Waymo vehicles, usually Chrysler Pacificas with their telltale black radar bulb on the roof, are regularly rolling on east Valley streets, mostly in Chandler and Tempe. The company recently announced it has put 8 million miles on its self-driving vehicles, and many of those have been in Arizona. It also tests vehicles in California, Georgia, Michigan, Texas, and Washington.
Yet how many of those miles are truly self-driving? Only the company knows for sure. Waymo's backup drivers can often be seen with their hands on the steering wheel, and actively turning the wheel.
Waymo won't say how many of the 8 million miles driven by its vehicles utilized backup drivers. Samantha Jackson, a Chandler resident whose family has been part of Waymo's Early Rider program, and who has been allowed by Waymo to talk to the news media, told New Times at a Waymo event last week that the cars she's been in have always had a backup driver, but that her husband once took a ride in a car with no backup driver.
None of this means Waymo won't start allowing the public to buy rides in its fully driverless transportation service vehicles by the end of the year, like the company says it will.
But the IIHS study implies that if Waymo does turn these vehicles loose on the streets of Phoenix, residents can expect more crashes like the March 18 one involving Uber.
Maybe the potential for fatalities is seen as part of the cost of doing business.
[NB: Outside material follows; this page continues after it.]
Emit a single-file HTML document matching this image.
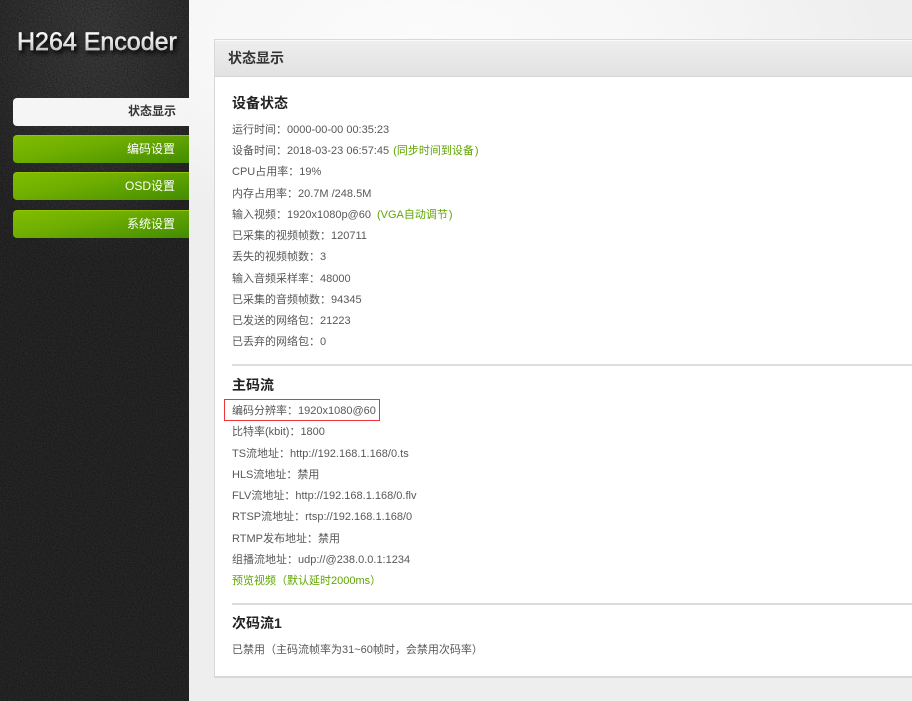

Experts estimate that self-driving cars someday could be an industry worth more than $1 trillion. An analyst with Morgan Stanley this week predicted Waymo is on track to become a $175 billion company over a decade.
It's also possible that Waymo's ride-hailing service won't be fully driverless for some time yet.
Shaun Stewart, Waymo's chief business development officer, said last week that while the end goal of Waymo is to go fully autonomous, "until we feel confident, we'll always keep the driver in the vehicle."
In spite of the company's own lack of confidence in deploying fully driverless vehicles just yet, the vehicles have many supporters, including people eager to see autonomous vehicles save lives by replacing error-prone human drivers. As the Insurance Institute for Highway Safety report showed, autonomous technology — at least when paired with a human driver — does have the potential to reduce crashes.
Mesa Mayor John Giles, who says he recently saw a Waymo car with no backup driver cruising the streets of Mesa, said he would have no problem riding in a similarly driverless vehicle. Yet at the same time, he agrees the technology won't be "foolproof."
"We have to realize that this is the future and we have to be committed to the future," he said. "I have confidence in Waymo."
Philip Yavar, general manager of Element Chandler Fashion Center Hotel, said he would "absolutely" jump at the chance to ride in a fully driverless Waymo vehicle. Waymo recently partnered with the hotel to provide rides for select hotel guests. Yavar wasn't sure if the rides would utilize backup drivers, but added that he felt comfortable for the safety of hotel guests even if the vehicles were driverless.
"This is where the future is," he said. "How wonderful it will be to reduce automobile deaths."